Dive Brief:
- The New York City Department of Buildings issued 23% more stop-work orders between January and June of this year (4,580) than it did in the same period last year (3,738), according to Politico.
- The increase in the rate of stop-work orders (70%) has surpassed that of new construction permits (25%) by almost three times from 2012 to 2016. Missing guardrails and exposed holes garnered the most stop orders.
- The DOB said stop-work orders are a vital tool to ensure public safety, but critics said that agency inspectors have been too quick to shut down jobs and that there are no written guidelines to explain exactly what conditions warrant the action.
Dive Insight:
The city has seen an uptick in serious and deadly accidents in the last few years, and, in a statement to Politico, buildings commissioner Rick Chandler said the DOB has also taken on 100 additional employees, raised some penalties four-fold, increased inspection activity for contractors with unsafe histories and required more supervision on low-rise buildings. However, construction industry groups, including the Building Trades Employers' Association, said the increased use of stop-work orders, as far as they can tell, has been somewhat arbitrary.
The DOB reported late last year that Manhattan's construction-related fatalities, which have increased along with the city's construction boom, almost doubled between June 2014 and June 2015, jumping from six to 11. According to The Real Deal, there have been 16 construction-related deaths in New York City during the last year, including that of a pedestrian killed in a February crane collapse. After the accident, New York City Mayor Bill de Blasio launched a crane safety initiative that included increased fines for crane safety violations, more notice to neighboring buildings about crane use and restricted use of cranes during windy weather.

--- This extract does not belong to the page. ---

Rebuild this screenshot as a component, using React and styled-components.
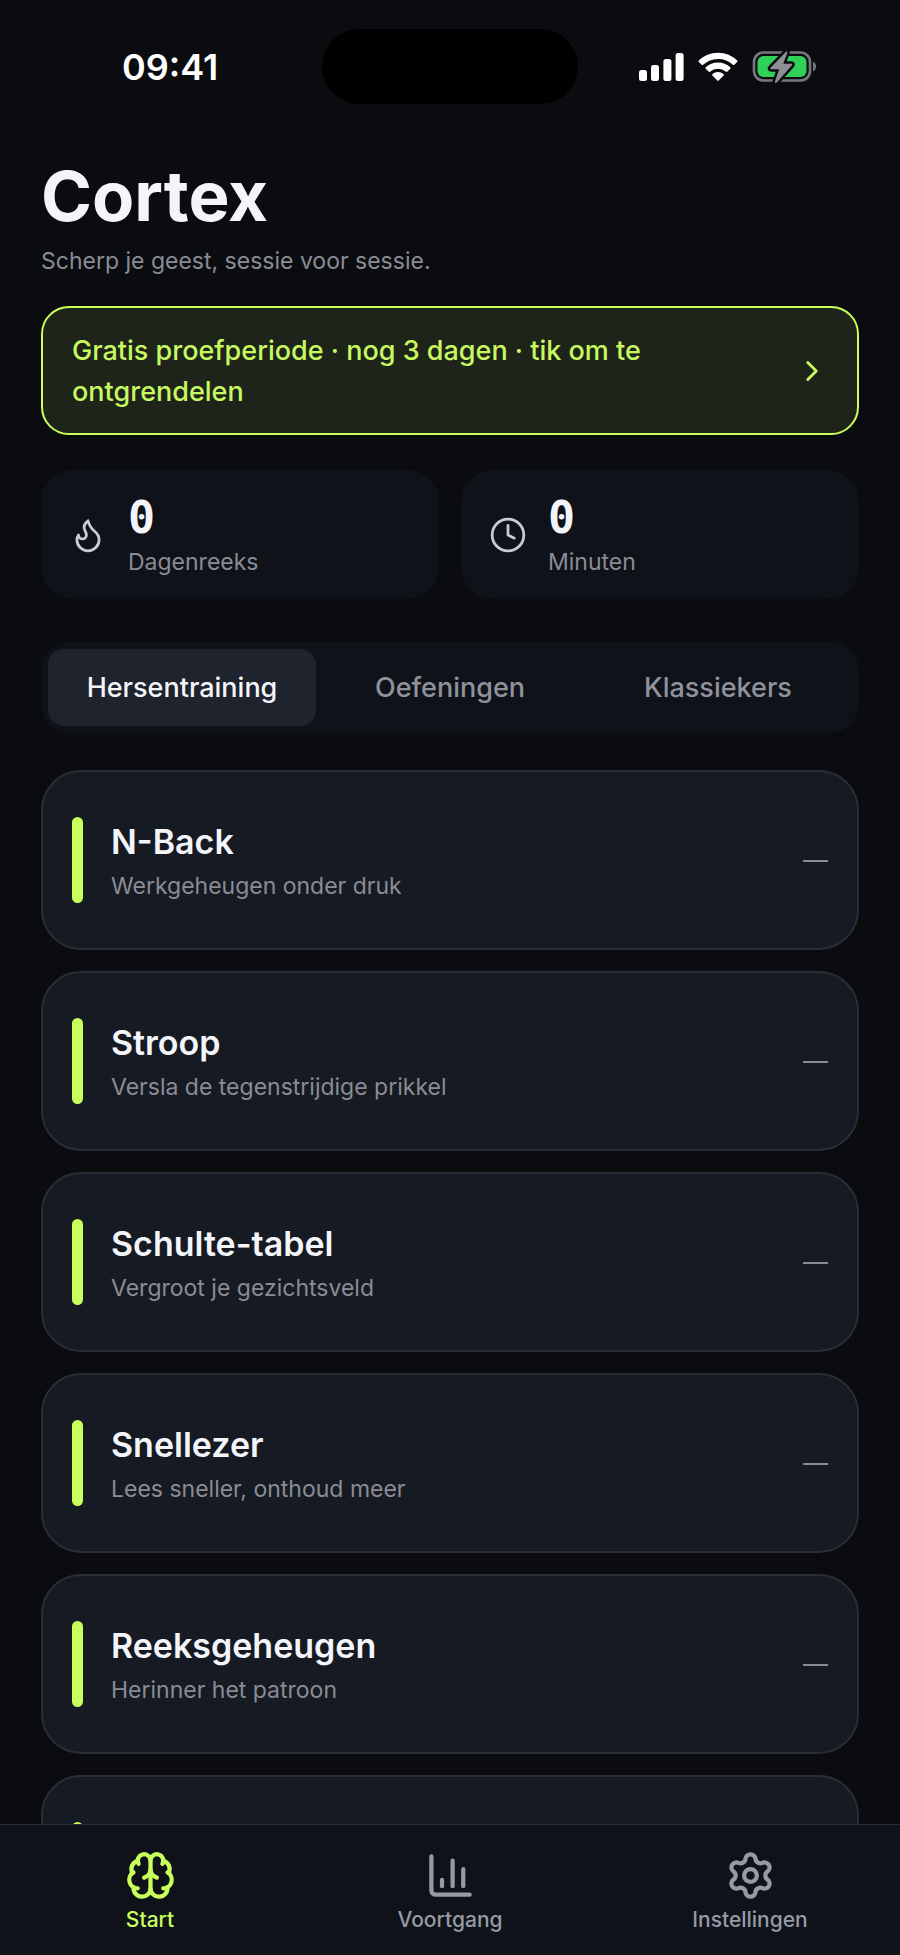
import React, { useState } from "react";
import styled, { createGlobalStyle } from "styled-components";
import {
  Brain,
  ChartColumn,
  ChevronRight,
  Clock,
  Flame,
  Settings,
} from "lucide-react";

const trainings = [
  { name: "N-Back", info: "Werkgeheugen onder druk" },
  { name: "Stroop", info: "Versla de tegenstrijdige prikkel" },
  { name: "Schulte-tabel", info: "Vergroot je gezichtsveld" },
  { name: "Snellezer", info: "Lees sneller, onthoud meer" },
  { name: "Reeksgeheugen", info: "Herinner het patroon" },
];

const tabs = ["Hersentraining", "Oefeningen", "Klassiekers"];

const navItems = [
  { label: "Start", icon: Brain },
  { label: "Voortgang", icon: ChartColumn },
  { label: "Instellingen", icon: Settings },
];

const StatusBar = () => {
  return (
    <Status>
      <Time>09:41</Time>
      <Island />
      <StatusIcons>
        <svg width="45" height="30" viewBox="0 0 45 30" fill="#fff">
          <rect x="0" y="18" width="8" height="11" rx="2.5" />
          <rect x="12" y="13" width="8" height="16" rx="2.5" />
          <rect x="24.4" y="7" width="8" height="22" rx="2.5" />
          <rect x="36.6" y="1" width="8" height="28" rx="2.5" />
        </svg>
        <svg width="40" height="30" viewBox="0 0 40 30" fill="#fff">
          <path d="M20 .8c7.4 0 14.2 2.9 19.2 7.7.4.4.4 1 0 1.4l-2.9 2.9c-.4.4-1 .4-1.4 0A21.5 21.5 0 0 0 20 6.9c-5.7 0-11 2.2-14.9 5.9-.4.4-1 .4-1.4 0L.8 9.9c-.4-.4-.4-1 0-1.4C5.8 3.7 12.6.8 20 .8z" />
          <path d="M20 10.5c4.7 0 9 1.8 12.3 4.8.4.4.4 1 0 1.4l-2.9 2.9c-.4.4-1 .4-1.4.1a12 12 0 0 0-16 0c-.4.3-1 .3-1.4-.1l-2.9-2.9c-.4-.4-.4-1 0-1.4 3.3-3 7.6-4.8 12.3-4.8z" />
          <path d="M20 20c2.1 0 4 .8 5.5 2 .4.4.5 1 .1 1.4l-4.9 5c-.4.4-1 .4-1.4 0l-4.9-5c-.4-.4-.3-1 .1-1.4 1.5-1.2 3.4-2 5.5-2z" />
        </svg>
        <svg width="65" height="34" viewBox="0 0 65 34">
          <rect x="2" y="2.5" width="56" height="28" rx="9.5" fill="none" stroke="#77787b" strokeWidth="2.6" />
          <rect x="5.5" y="6" width="49" height="21" rx="6" fill="#30d158" />
          <path d="M61 11.8c4 1 4 8.4 0 9.4z" fill="#77787b" />
          <path
            d="M34 1.8 18.5 17.8c-.7.9-.3 1.5.7 1.5h8L23 31.3c-.4 1.6.9 2 2 .9L40 15.3c.7-.9.3-1.6-.7-1.6h-8L35.2 2.9c.4-1.4-.3-2-1.2-1.1z"
            fill="#8e8f94"
            stroke="#0a0c10"
            strokeWidth="5"
            paintOrder="stroke"
            strokeLinejoin="round"
          />
        </svg>
      </StatusIcons>
    </Status>
  );
};

const StatCard = ({ icon: Icon, value, label }) => {
  return (
    <Stat>
      <Icon size={38} strokeWidth={1.75} color="#c9cbd6" />
      <div>
        <StatValue>{value}</StatValue>
        <StatLabel>{label}</StatLabel>
      </div>
    </Stat>
  );
};

const TrainingCard = ({ name, info }) => {
  return (
    <Card type="button">
      <Accent />
      <CardText>
        <CardTitle>{name}</CardTitle>
        <CardInfo>{info}</CardInfo>
      </CardText>
      <Score>—</Score>
    </Card>
  );
};

const App = () => {
  const [tab, setTab] = useState(tabs[0]);
  const [page, setPage] = useState("Start");

  return (
    <Screen>
      <GlobalStyle />
      <StatusBar />
      <Content>
        <Title>Cortex</Title>
        <Subtitle>Scherp je geest, sessie voor sessie.</Subtitle>
        <TrialBanner type="button">
          <TrialText>
            Gratis proefperiode · nog 3 dagen · tik om te ontgrendelen
          </TrialText>
          <ChevronRight size={34} strokeWidth={2} />
        </TrialBanner>
        <Stats>
          <StatCard icon={Flame} value="0" label="Dagenreeks" />
          <StatCard icon={Clock} value="0" label="Minuten" />
        </Stats>
        <Tabs>
          {tabs.map((name) => (
            <Tab
              key={name}
              type="button"
              $active={name === tab}
              onClick={() => setTab(name)}
            >
              {name}
            </Tab>
          ))}
        </Tabs>
        <List>
          {trainings.map((item) => (
            <TrainingCard key={item.name} {...item} />
          ))}
          <Card type="button" aria-label="Meer trainingen">
            <Accent />
          </Card>
        </List>
      </Content>
      <BottomNav>
        {navItems.map(({ label, icon: Icon }) => (
          <NavButton
            key={label}
            type="button"
            $active={label === page}
            onClick={() => setPage(label)}
          >
            <Icon size={51} strokeWidth={2} />
            {label}
          </NavButton>
        ))}
      </BottomNav>
    </Screen>
  );
};

export default App;

const GlobalStyle = createGlobalStyle`
  * {
    box-sizing: border-box;
  }
  body {
    margin: 0;
    background-color: #0a0c10;
    font-family: "Inter", "Liberation Sans", sans-serif;
  }
  button {
    margin: 0;
    border: none;
    background: none;
    font-family: inherit;
    text-align: left;
    cursor: pointer;
  }
`;

const Screen = styled.div`
  display: flex;
  flex-direction: column;
  height: 100vh;
  overflow: hidden;
  background-color: #0a0c10;
  color: #f4f5fa;
`;

const Status = styled.header`
  flex: none;
  display: grid;
  grid-template-columns: 1fr 256px 1fr;
  align-items: center;
  padding: 29px 0 0;
`;

const Time = styled.span`
  padding-left: 122px;
  color: #fff;
  font-size: 36px;
  font-weight: 600;
  line-height: 44px;
`;

const Island = styled.div`
  height: 75px;
  border-radius: 38px;
  background-color: #000;
`;

const StatusIcons = styled.div`
  display: flex;
  align-items: center;
  gap: 14px;
  padding-left: 61px;
`;

const Content = styled.main`
  flex: 1;
  min-height: 0;
  overflow: hidden;
  padding: 58px 41px 0;
`;

const Title = styled.h1`
  margin: 0;
  font-size: 69px;
  font-weight: 700;
  line-height: 68px;
`;

const Subtitle = styled.p`
  margin: 14px 0 28px;
  color: #8a8c95;
  font-size: 23px;
  line-height: 34px;
`;

const TrialBanner = styled.button`
  display: flex;
  align-items: center;
  justify-content: space-between;
  width: 100%;
  padding: 22px 28px 21px 29px;
  border: 2px solid #c8ff5a;
  border-radius: 28px;
  background-color: #1f241b;
  color: #c8f860;
`;

const TrialText = styled.span`
  max-width: 600px;
  font-size: 27px;
  font-weight: 500;
  line-height: 41px;
`;

const Stats = styled.section`
  display: grid;
  grid-template-columns: 1fr 1fr;
  gap: 22px;
  margin-top: 35px;
`;

const Stat = styled.div`
  display: flex;
  align-items: center;
  gap: 21px;
  height: 129px;
  padding: 0 28px;
  border-radius: 32px;
  background-color: #0f1219;
`;

const StatValue = styled.div`
  font-family: "DejaVu Sans Mono", monospace;
  font-size: 45px;
  font-weight: 700;
  line-height: 54px;
`;

const StatLabel = styled.div`
  color: #8a8c95;
  font-size: 23px;
  line-height: 34px;
`;

const Tabs = styled.nav`
  display: grid;
  grid-template-columns: repeat(3, 1fr);
  margin-top: 43px;
  padding: 7px;
  border-radius: 28px;
  background-color: #0f1219;
`;

const Tab = styled.button`
  height: 77px;
  padding: 0;
  border-radius: 16px;
  background-color: ${({ $active }) => ($active ? "#1f232e" : "transparent")};
  color: ${({ $active }) => ($active ? "#f4f5fa" : "#8f929c")};
  font-size: 27px;
  font-weight: 500;
  text-align: center;
`;

const List = styled.div`
  display: flex;
  flex-direction: column;
  gap: 21px;
  margin-top: 37px;
`;

const Card = styled.button`
  display: flex;
  align-items: center;
  gap: 28px;
  width: 100%;
  height: 180px;
  padding: 0 29px;
  border: 2px solid #2a2d35;
  border-radius: 40px;
  background-color: #161a22;
  color: #f4f5fa;
`;

const Accent = styled.span`
  width: 11px;
  height: 86px;
  border-radius: 6px;
  background-color: #c8ff5a;
`;

const CardText = styled.span`
  display: flex;
  flex: 1;
  flex-direction: column;
  gap: 4px;
  padding-top: 2px;
`;

const CardTitle = styled.span`
  font-size: 34px;
  font-weight: 600;
  line-height: 46px;
`;

const CardInfo = styled.span`
  color: #8a8c95;
  font-size: 23px;
  line-height: 34px;
`;

const Score = styled.span`
  color: #8a8c95;
  font-size: 25px;
  line-height: 34px;
`;

const BottomNav = styled.nav`
  flex: none;
  display: grid;
  grid-template-columns: repeat(3, 1fr);
  height: 131px;
  padding-top: 25px;
  border-top: 1px solid #2a2d33;
  background-color: #0f1219;
`;

const NavButton = styled.button`
  display: flex;
  flex-direction: column;
  align-items: center;
  gap: 5px;
  padding: 0;
  color: ${({ $active }) => ($active ? "#c8ff5a" : "#969aa6")};
  font-size: 21px;
  font-weight: 500;
  line-height: 28px;
`;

Spurred on by the April 2015 death of 22-year-old immigrant worker Carlos Moncayo in a trench collapse as well as other safety incidents and heightened construction, the Manhattan District Attorney's office formed a construction fraud task force, which focuses on corruption and unsafe practices among the city's construction companies. Last month, the DA's office scored a conviction in Moncayo's death when a New York Supreme Court judge found general contractor Harco Construction guilty of manslaughter and criminally negligent homicide. The judge sentenced Harco to footing the bill for an English-Spanish public safety ad campaign, but Harco has refused to comply, and a lawyer for the contractor said it plans to appeal the conviction.